Hewlett-Packard Company (NYSE:HPQ) was caught with her pants down when everyone stopped getting excited about printers and ink. So it decided to become more “tech like.” Over the past decade it purchased desktop-computer brand “Compaq” and, more recently, the mobile device-maker Palm. As you can probably guess from the names, both turned out to be horrible investments that cost the company dearly.

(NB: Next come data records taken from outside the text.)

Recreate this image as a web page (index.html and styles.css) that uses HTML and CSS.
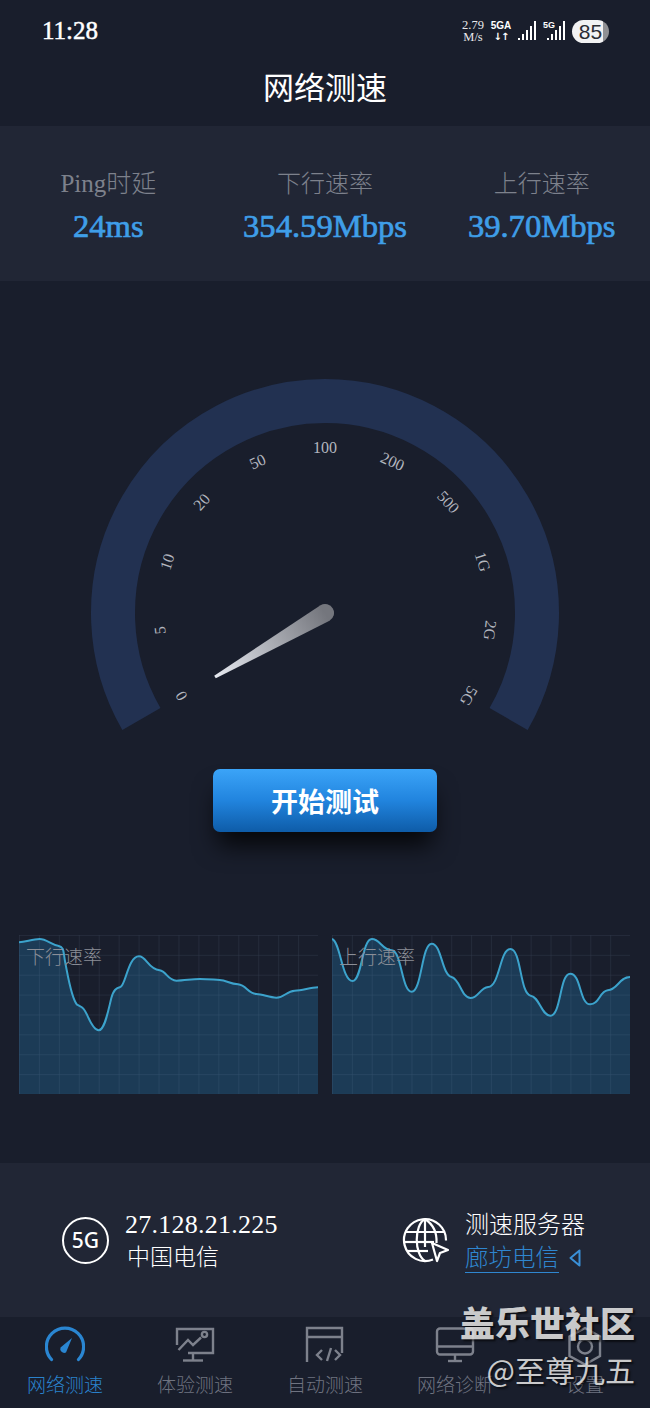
FILE: index.html
```html
<!DOCTYPE html>
<html lang="zh">
<head>
<meta charset="utf-8">
<title>网络测速</title>
<link rel="stylesheet" href="styles.css">
</head>
<body>
<div class="phone">
  <header class="status">
    <span class="time">11:28</span>
    <div class="status-right">
      <span class="net"><span>2.79</span><span>M/s</span></span>
      <span class="sim"><span class="sim-name">5GA</span><span class="sim-arrows">↓↑</span></span>
      <svg class="sig" viewBox="0 0 18 20"><g fill="#fff"><rect x="0" y="17" width="2" height="2"/><rect x="4" y="13" width="2" height="6"/><rect x="8" y="9" width="2" height="10"/><rect x="12" y="5" width="2" height="14"/><rect x="16" y="0" width="2" height="19"/></g></svg>
      <span class="sig2"><span class="sig2-name">5G</span><svg class="sig2-bars" viewBox="0 0 18 20"><g fill="#fff"><rect x="0" y="17" width="2" height="2"/><rect x="4" y="13" width="2" height="6"/><rect x="8" y="9" width="2" height="10"/><rect x="12" y="5" width="2" height="14"/><rect x="16" y="0" width="2" height="19"/></g></svg></span>
      <span class="battery">85</span>
    </div>
  </header>
  <h1 class="title">网络测速</h1>

  <section class="stats">
    <div class="stat"><div class="stat-label">Ping时延</div><div class="stat-value">24ms</div></div>
    <div class="stat"><div class="stat-label">下行速率</div><div class="stat-value">354.59Mbps</div></div>
    <div class="stat"><div class="stat-label">上行速率</div><div class="stat-value">39.70Mbps</div></div>
  </section>

  <section class="gauge-wrap">
    <svg class="gauge" viewBox="0 370 650 370">
      <defs>
        <linearGradient id="needle" gradientUnits="userSpaceOnUse" x1="215" y1="677" x2="325" y2="613">
          <stop offset="0" stop-color="#e6e9f0"/>
          <stop offset="1" stop-color="#74767d"/>
        </linearGradient>
      </defs>
      <path class="gauge-arc" d="M141.4 719 A212 212 0 1 1 508.6 719"/>
      <g class="gauge-labels">
        <text x="325" y="447" transform="rotate(-120 325 613)">0</text>
        <text x="325" y="447" transform="rotate(-96 325 613)">5</text>
        <text x="325" y="447" transform="rotate(-72 325 613)">10</text>
        <text x="325" y="447" transform="rotate(-48 325 613)">20</text>
        <text x="325" y="447" transform="rotate(-24 325 613)">50</text>
        <text x="325" y="447">100</text>
        <text x="325" y="447" transform="rotate(24 325 613)">200</text>
        <text x="325" y="447" transform="rotate(48 325 613)">500</text>
        <text x="325" y="447" transform="rotate(72 325 613)">1G</text>
        <text x="325" y="447" transform="rotate(96 325 613)">2G</text>
        <text x="325" y="447" transform="rotate(120 325 613)">5G</text>
      </g>
      <path fill="url(#needle)" d="M214.2 675.7 L320.5 605.2 A9 9 0 0 1 329.5 620.8 L215.8 678.3 Z"/>
    </svg>
  </section>

  <div class="btn-row"><button class="start">开始测试</button></div>

  <section class="charts">
    <div class="chart chart-down">
      <svg viewBox="58 46 897 477" preserveAspectRatio="none">
        <defs>
          <pattern id="gridA" x="58" y="46" width="59.8" height="59.6" patternUnits="userSpaceOnUse">
            <path d="M0 59.6V0H59.8" class="grid-line"/>
          </pattern>
        </defs>
        <path class="fill" d="M58 68 C80 66 100 58 120 58 C140 58 155 75 175 78 C195 82 190 95 197 130 C205 170 215 235 232 255 C250 265 250 262 262 285 C275 315 285 332 297 332 C315 332 325 275 335 235 C342 210 350 205 362 202 C378 198 385 110 418 110 C440 110 445 148 480 152 C500 155 505 183 530 183 C555 183 575 178 600 178 C625 178 640 180 660 181 C680 182 690 192 715 194 C740 196 745 222 770 223 C790 224 810 234 830 234 C855 234 860 214 885 213 C910 212 930 204 955 203 V523 H58 Z"/>
        <rect x="58" y="46" width="897" height="477" fill="url(#gridA)"/>
        <path class="line" d="M58 68 C80 66 100 58 120 58 C140 58 155 75 175 78 C195 82 190 95 197 130 C205 170 215 235 232 255 C250 265 250 262 262 285 C275 315 285 332 297 332 C315 332 325 275 335 235 C342 210 350 205 362 202 C378 198 385 110 418 110 C440 110 445 148 480 152 C500 155 505 183 530 183 C555 183 575 178 600 178 C625 178 640 180 660 181 C680 182 690 192 715 194 C740 196 745 222 770 223 C790 224 810 234 830 234 C855 234 860 214 885 213 C910 212 930 204 955 203"/>
      </svg>
      <span class="chart-label">下行速率</span>
    </div>
    <div class="chart chart-up">
      <svg viewBox="20 46 897 477" preserveAspectRatio="none">
        <defs>
          <pattern id="gridB" x="20" y="46" width="59.8" height="59.6" patternUnits="userSpaceOnUse">
            <path d="M0 59.6V0H59.8" class="grid-line"/>
          </pattern>
        </defs>
        <path class="fill" d="M20 58 C45 65 50 184 82 184 C110 184 110 58 140 58 C165 58 170 90 200 92 C230 95 230 216 260 216 C290 216 290 72 320 72 C350 72 350 165 380 172 C405 178 410 235 437 235 C460 235 465 205 490 202 C525 200 525 88 557 88 C590 88 585 222 618 228 C645 232 650 288 677 288 C710 288 705 162 737 162 C770 162 765 254 797 254 C825 254 825 215 850 212 C880 210 885 172 917 172 V523 H20 Z"/>
        <rect x="20" y="46" width="897" height="477" fill="url(#gridB)"/>
        <path class="line" d="M20 58 C45 65 50 184 82 184 C110 184 110 58 140 58 C165 58 170 90 200 92 C230 95 230 216 260 216 C290 216 290 72 320 72 C350 72 350 165 380 172 C405 178 410 235 437 235 C460 235 465 205 490 202 C525 200 525 88 557 88 C590 88 585 222 618 228 C645 232 650 288 677 288 C710 288 705 162 737 162 C770 162 765 254 797 254 C825 254 825 215 850 212 C880 210 885 172 917 172"/>
      </svg>
      <span class="chart-label">上行速率</span>
    </div>
  </section>

  <section class="info">
    <div class="info-item info-left">
      <span class="badge5g">5G</span>
      <div class="info-text">
        <div class="ip">27.128.21.225</div>
        <div class="carrier">中国电信</div>
      </div>
    </div>
    <div class="info-item info-right">
      <svg class="globe" viewBox="0 0 48 48">
        <g class="globe-lines">
          <path d="M32 43.5 A21 21 0 1 1 45 24.5"/>
          <path d="M24 3 C13 9 13 38 24 45"/>
          <path d="M24 3 C33 9 36 18 35.5 27"/>
          <path d="M24 3 V31"/>
          <path d="M5 16 H43"/>
          <path d="M3 26 H33"/>
          <path d="M6 35 H27"/>
          <path d="M31 27 L47 34 L39 37 L36 45 Z"/>
        </g>
      </svg>
      <div class="info-text">
        <div class="server-title">测速服务器</div>
        <div class="server-row"><span class="server-link">廊坊电信</span>
          <svg class="tri" viewBox="0 0 12 18"><path d="M10.5 1.5 V16.5 L1.5 9 Z"/></svg>
        </div>
      </div>
    </div>
  </section>

  <nav class="nav">
    <div class="nav-item active">
      <svg viewBox="0 0 40 40"><path class="ic-arc" d="M6.5 34.5 A18.6 18.6 0 1 1 33.5 34.5"/><path class="ic-fill" d="M15.5 22.5 L27 13 L21 27.5 A4 4 0 0 1 15.5 22.5Z"/></svg>
      <span>网络测速</span>
    </div>
    <div class="nav-item">
      <svg viewBox="0 0 40 40"><g class="ic"><path d="M2 20 V4 H38 V28 H13"/><path d="M3.5 25 L13 15 L18 20 L26 12.5"/><circle cx="29.5" cy="9.5" r="2.6"/><path d="M18 28 V35"/><path d="M8 35.5 H28"/></g></svg>
      <span>体验测速</span>
    </div>
    <div class="nav-item">
      <svg viewBox="0 0 40 40"><g class="ic"><path d="M2 37 V3 H37 V28"/><path d="M2 12 H37"/><path d="M17 25 L12 30 L17 35"/><path d="M26 23 L22 36"/><path d="M30 25 L35 30 L30 35"/></g></svg>
      <span>自动测速</span>
    </div>
    <div class="nav-item">
      <svg viewBox="0 0 40 40"><g class="ic"><rect x="2" y="3.5" width="36" height="26" rx="3"/><path d="M2 21.5 H38"/><path d="M20 30 V36"/><path d="M13 36 H27"/></g></svg>
      <span>网络诊断</span>
    </div>
    <div class="nav-item">
      <svg viewBox="0 0 40 40"><g class="ic"><path d="M20 3 L35 11.5 V31 L20 39.5 L4.5 31 V11.5 Z"/><circle cx="20" cy="21.5" r="7"/></g></svg>
      <span>设置</span>
    </div>
  </nav>

  <div class="watermark">
    <div class="wm-main">盖乐世社区</div>
    <div class="wm-sub">@至尊九五</div>
  </div>
</div>
</body>
</html>
```
FILE: styles.css
```css
* { box-sizing: border-box; }
html, body { margin: 0; padding: 0; }
body {
  background: #191e2c;
  font-family: "Liberation Serif", "Noto Sans CJK SC", serif;
  color: #fff;
}
.phone {
  position: relative;
  width: 650px;
  height: 1408px;
  overflow: hidden;
  display: flex;
  flex-direction: column;
}

/* status bar */
.status {
  height: 62px;
  display: flex;
  align-items: center;
  justify-content: space-between;
  padding: 0 41px 0 42px;
}
.time { font-size: 25px; -webkit-text-stroke: 0.5px #fff; }
.status-right { display: flex; align-items: center; gap: 7px; }
.net {
  display: flex;
  flex-direction: column;
  align-items: center;
  width: 24px;
  font-size: 12.5px;
  line-height: 12px;
  color: #e8e8ea;
}
.sim {
  display: flex;
  flex-direction: column;
  align-items: center;
  width: 18px;
  font-family: "Liberation Sans", sans-serif;
  font-weight: 700;
  font-size: 10px;
  line-height: 11px;
}
.sim-arrows { font-family: "DejaVu Sans", sans-serif; font-size: 10px; letter-spacing: -1px; }
.sig { width: 18px; height: 20px; margin-left: 1px; }
.sig2 { position: relative; width: 22px; height: 20px; }
.sig2-name {
  position: absolute;
  left: 0;
  top: -1px;
  font-family: "Liberation Sans", sans-serif;
  font-weight: 700;
  font-size: 9px;
  line-height: 10px;
}
.sig2-bars { position: absolute; right: 0; top: 0; width: 18px; height: 20px; }
.battery {
  width: 37px;
  height: 23px;
  border-radius: 12px;
  background: linear-gradient(90deg, #f2f2f3 0, #f2f2f3 85%, #8f9094 85%);
  color: #2a2c33;
  font-family: "Liberation Sans", sans-serif;
  font-size: 21px;
  line-height: 23px;
  text-align: center;
}

.title {
  margin: 0;
  height: 64px;
  padding-top: 1px;
  padding-bottom: 11px;
  font-size: 31px;
  line-height: 52px;
  font-weight: 400;
  text-align: center;
}

/* stats */
.stats {
  height: 155px;
  background: #212635;
  display: grid;
  grid-template-columns: repeat(3, 1fr);
  padding-top: 43px;
}
.stat { text-align: center; }
.stat-label { font-size: 24px; line-height: 30px; color: #7d818c; font-weight: 300; }
.stat:first-child .stat-label { font-size: 25px; }
.stat-value {
  margin-top: 7px;
  font-size: 32.6px;
  line-height: 40px;
  color: #3f9ee8;
  -webkit-text-stroke: 0.7px #3f9ee8;
}

/* gauge */
.gauge-wrap { margin-top: 89px; height: 370px; }
.gauge { display: block; width: 650px; height: 370px; }
.gauge-arc { fill: none; stroke: #223151; stroke-width: 44; }
.gauge-labels text {
  fill: #b3b6bf;
  font-size: 16px;
  text-anchor: middle;
  dominant-baseline: central;
}

/* button */
.btn-row { margin-top: 29px; display: flex; justify-content: center; }
.start {
  width: 224px;
  height: 63px;
  border: 0;
  border-radius: 7px;
  background: linear-gradient(180deg, #3ba4f8 0%, #2184de 50%, #0e5ca8 100%);
  box-shadow: 0 18px 24px -5px rgba(0, 0, 0, 0.8);
  color: #fff;
  font-family: "Noto Sans CJK SC", sans-serif;
  font-size: 27px;
  font-weight: 700;
  padding: 0;
}

/* charts */
.charts {
  margin-top: 103px;
  padding-left: 19px;
  display: flex;
  gap: 14px;
}
.chart { position: relative; width: 299px; height: 159px; }
.chart-up { width: 298px; }
.chart svg { display: block; width: 100%; height: 100%; }
.grid-line { fill: none; stroke: rgba(150, 175, 205, 0.17); stroke-width: 3; }
.fill { fill: #1c3b56; }
.line { fill: none; stroke: #3ca3cc; stroke-width: 6; }
.chart-label {
  position: absolute;
  left: 7px;
  top: 11px;
  font-size: 19px;
  line-height: 24px;
  color: #8b8e97;
  font-weight: 300;
}

/* info */
.info {
  margin-top: 69px;
  height: 154px;
  background: #212635;
  display: flex;
  padding-left: 62px;
}
.info-item { display: flex; align-items: center; }
.info-left { width: 339px; gap: 16px; }
.info-right { gap: 16px; }
.badge5g {
  width: 47px;
  height: 47px;
  border-radius: 50%;
  border: 2px solid #fff;
  display: flex;
  align-items: center;
  justify-content: center;
  font-family: "Noto Sans", sans-serif;
  font-size: 21px;
  font-weight: 500;
}
.info-text { padding-top: 4px; }
.ip { font-size: 26px; line-height: 32px; letter-spacing: 0.25px; }
.carrier { font-size: 23px; line-height: 34px; margin-left: 2px; font-weight: 300; }
.globe { width: 48px; height: 48px; }
.globe-lines { fill: none; stroke: #fff; stroke-width: 2.2; stroke-linejoin: round; }
.server-title { font-size: 24px; line-height: 32px; font-weight: 300; }
.server-row { display: flex; align-items: center; gap: 10px; height: 34px; }
.server-link {
  font-size: 23.5px;
  line-height: 28px;
  color: #2f86d0;
  border-bottom: 1.5px solid #2f86d0;
  font-weight: 300;
}
.tri { width: 12px; height: 18px; }
.tri path { fill: none; stroke: #3a90d8; stroke-width: 2; stroke-linejoin: round; }

/* nav */
.nav {
  height: 91px;
  display: grid;
  grid-template-columns: repeat(5, 1fr);
  padding-top: 8px;
}
.nav-item {
  display: flex;
  flex-direction: column;
  align-items: center;
  font-size: 19px;
  color: #6f7380;
  font-weight: 300;
}
.nav-item svg { width: 40px; height: 40px; }
.nav-item span { margin-top: 9px; line-height: 24px; }
.nav-item.active { color: #2a82cc; }
.ic { fill: none; stroke: #7d818c; stroke-width: 2.4; }
.ic-arc { fill: none; stroke: #2a86d2; stroke-width: 3.2; stroke-linecap: round; }
.ic-fill { fill: #2a86d2; }

/* watermark */
.watermark {
  position: absolute;
  right: 15px;
  top: 1300px;
  text-align: right;
  color: rgba(228, 228, 228, 0.88);
  font-family: "Noto Sans CJK SC", sans-serif;
  text-shadow: 2px 2px 2px rgba(0, 0, 0, 0.6);
}
.wm-main { font-size: 35px; line-height: 44px; font-weight: 900; }
.wm-sub { font-size: 30px; line-height: 44px; margin-top: 3px; font-weight: 400; }
```
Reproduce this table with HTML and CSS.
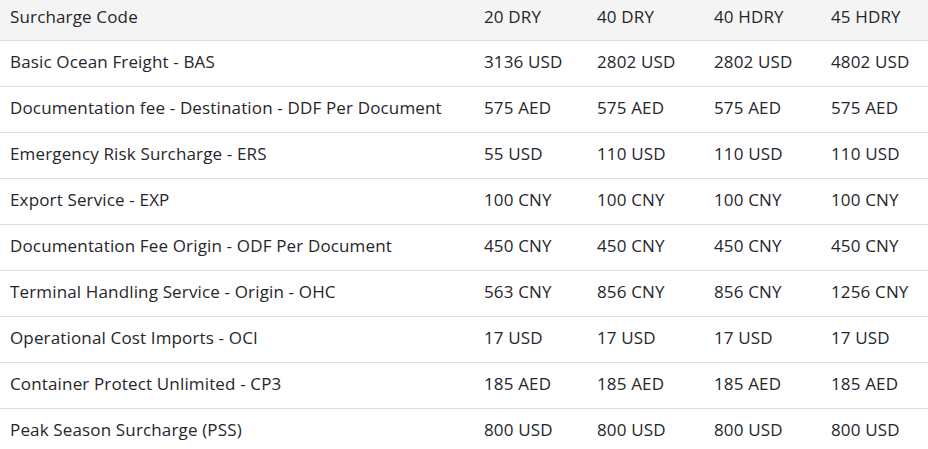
FILE: index.html
```html
<!DOCTYPE html>
<html>
<head>
<meta charset="utf-8">
<link rel="stylesheet" href="styles.css">
</head>
<body>
<table class="rates">
  <colgroup>
    <col class="c-code"><col class="c-a"><col class="c-b"><col class="c-c"><col class="c-d">
  </colgroup>
  <thead>
    <tr><th>Surcharge Code</th><th>20 DRY</th><th>40 DRY</th><th>40 HDRY</th><th>45 HDRY</th></tr>
  </thead>
  <tbody>
    <tr><td>Basic Ocean Freight - BAS</td><td>3136 USD</td><td>2802 USD</td><td>2802 USD</td><td>4802 USD</td></tr>
    <tr><td>Documentation fee - Destination - DDF Per Document</td><td>575 AED</td><td>575 AED</td><td>575 AED</td><td>575 AED</td></tr>
    <tr><td>Emergency Risk Surcharge - ERS</td><td>55 USD</td><td>110 USD</td><td>110 USD</td><td>110 USD</td></tr>
    <tr><td>Export Service - EXP</td><td>100 CNY</td><td>100 CNY</td><td>100 CNY</td><td>100 CNY</td></tr>
    <tr><td>Documentation Fee Origin - ODF Per Document</td><td>450 CNY</td><td>450 CNY</td><td>450 CNY</td><td>450 CNY</td></tr>
    <tr><td>Terminal Handling Service - Origin - OHC</td><td>563 CNY</td><td>856 CNY</td><td>856 CNY</td><td>1256 CNY</td></tr>
    <tr><td>Operational Cost Imports - OCI</td><td>17 USD</td><td>17 USD</td><td>17 USD</td><td>17 USD</td></tr>
    <tr><td>Container Protect Unlimited - CP3</td><td>185 AED</td><td>185 AED</td><td>185 AED</td><td>185 AED</td></tr>
    <tr><td>Peak Season Surcharge (PSS)</td><td>800 USD</td><td>800 USD</td><td>800 USD</td><td>800 USD</td></tr>
  </tbody>
</table>
</body>
</html>
```
FILE: styles.css
```css
html, body {
  margin: 0;
  padding: 0;
  background: #ffffff;
}
body {
  font-family: "Open Sans", "Noto Sans", sans-serif;
  font-size: 17px;
  letter-spacing: 0.15px;
  color: #26262b;
}
.rates {
  border-collapse: collapse;
  width: 928px;
  table-layout: fixed;
}
.c-code { width: 474px; }
.c-a { width: 113px; }
.c-b { width: 117px; }
.c-c { width: 117px; }
.c-d { width: 107px; }
.rates th {
  background: #f4f4f4;
  font-weight: normal;
  text-align: left;
  height: 32px;
  padding: 0 0 8px 10px;
  border-bottom: 1px solid #dddddd;
  vertical-align: middle;
  white-space: nowrap;
}
.rates td {
  height: 41px;
  padding: 0 0 4px 10px;
  border-bottom: 1px solid #dddddd;
  vertical-align: middle;
  white-space: nowrap;
}
.rates tbody tr:last-child td {
  border-bottom: none;
}
```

Wal-Mart, on the other hand, has no need to reinvent or re-brand itself. Its business model is strong and decisive – It’s globally known as a low-cost retailer that profits from scale and size. You can see all that by looking at the company’s cash flow statement. In contrast to
J.C. Penney Company, Inc. (NYSE:JCP), which burns through $1.3 billion per year, Wal-Mart has raked in more than $4.3 billion of cash flow in its last quarter alone.

Debt, and lots of it

In most cases, a turnaround story is a very costly business. Companies that attempt some sort of a turnaround end up with balance sheets loaded with debt. HP and J.C. Penney are no different. HP is currently sitting on $29.7 billion of long- and short-term debt on its balance sheet and total liabilities of around $85.5 billion. It has so much debt because the company has made horrible acquisitions over the years. Similarly to Hewlett-Packard Company (NYSE:HPQ), J.C. Penney indulged in debt as well. It has total liabilities that exceed $6.5 billion, while the company’s total market cap is only $3 billion. Not a very conservative scenario indeed. Wal-Mart Stores, Inc. (NYSE:WMT), on the other hand, makes all that money without loading its balance sheet with massive debt. The company’s current liabilities stand at $70 billion. That’s roughly about only a quarter of the company’s market cap. Not very aggressive by all means.

The Foolish bottom line

Before you invest in a company, you must first ask yourself whether it can pass the “Wal-Mart test.” That company must be a cash flow monster with decisive management, bullet-proof business model and a conservative balance sheet. If it doesn’t pass that test, don’t invest in it. Otherwise, it may end up like J.C. Penney or HP at some point.